Il existe cependant peu d’informations fiables concernant les limites admissibles en oligoéléments. Elles sont le plus souvent extrapolées de publications scientifiques traitant d’invertébrés sensibles, extrapolées à nos coraux.
L’impact peut être négatif pour plusieurs raisons.
- Une carence : un oligoélément peut, à trop faible dose, rompre un métabolisme de l’être vivant faussant ainsi toute analyse à l’échelle macrométrique. L’élément dans l’aquarium peut être consommé par les organismes, précipité ou même transformé en nouvelles molécules par réaction avec d’autres éléments. Ainsi une concentration indétectable peut être le résultat acceptable d’un flux de consommation par les processus métaboliques. Mais il peut signifier aussi dysfonctionnements de ces métabolismes pouvant générer des stress et à terme la mort du corail.
Les limites de détection des analyses ICP pour certains éléments sont parfois supérieures à son taux naturel dans l’eau de mer.
Le résultat est-il pour autant inexploitable ? Mon point de vue est qu’il y a bien souvent peu de risque pour l’animal à dépasser ces valeurs de l’eau de mer jusqu’à détection par l’ICP d’un niveau qui reste faible. On a ainsi l’assurance qu’il n’ya pas de carence (précipitations et transformations chimiques incluses), et le risque de léger surdosage est bien moindre que celui de carence. - Un excès : un élément indispensable peut s’avérer toxique au-delà d’un seuil. L’interprétation de valeurs hors limite est encore incertaine. L’expérience montre que des coraux supportent des limites bien au-delà des valeurs maximales admises. C’est le cas de l’iode. Mais comme chacun sait, la résistance d’un corail dépend de nombreux facteurs et l’accumulation de stress, même minimes individuellement, peut affaiblir le spécimen. La prudence est donc de mise.

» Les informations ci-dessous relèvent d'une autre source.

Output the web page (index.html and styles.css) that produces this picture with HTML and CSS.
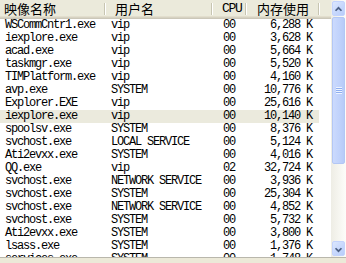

La figure 1 résume les informations actuelles issues de rapports scientifiques et de préconisations de professionnels de l’aquariophilie récifale. Il s’agit d’une synthèse provisoire sur un sujet dont il reste encore beaucoup à découvrir. Le tableau pourra donc évoluer selon les informations.
Pour chaque élément le risque est exprimé selon sa carence (couleur jaune), son excès (couleur rouge), et aussi selon que l’effet affecte la croissance tissulaire, la croissance squelettique (la calcification), et les couleurs du corail. Si certains éléments doivent être maintenus au-dessus, ou au-dessous d’un seuil, d’autres devraient rester dans une plage, sans carence ni excès (cases jaunes et rouges). L’aquariophile peut judicieusement corriger les dérives qu’il juge nécessaire.
2. Actions
Selon les résultats, nous devons agir :
- Une carence nécessite de compléter le produit administré soit ponctuellement, soit régulièrement pour subvenir aux consommations naturelles (chimiques et biologiques) dans l’aquarium. Le commerce propose des produits individuels (Tridacna, ATI…) en poudre ou dilués avec les recommandations de dosage.
- Un excès impose parfois une dilution par des changements plus ou moins massifs de l’eau du bac, ou la mise en place de produits absorbants ou adsorbants (figure 2).
La figure 2 inventorie plusieurs modes d’actions. Quelques produits sont cités, seulement pour clarifier la compréhension. Le commerce aquariophile propose tant de solutions qu’il est impossible de les commenter toutes en bonne connaissance. Des forums internet compétents de même que des groupes de discussions de récifalistes avertis répondront plus précisément. Le tableau pourra évoluer en fonction des expériences acquises.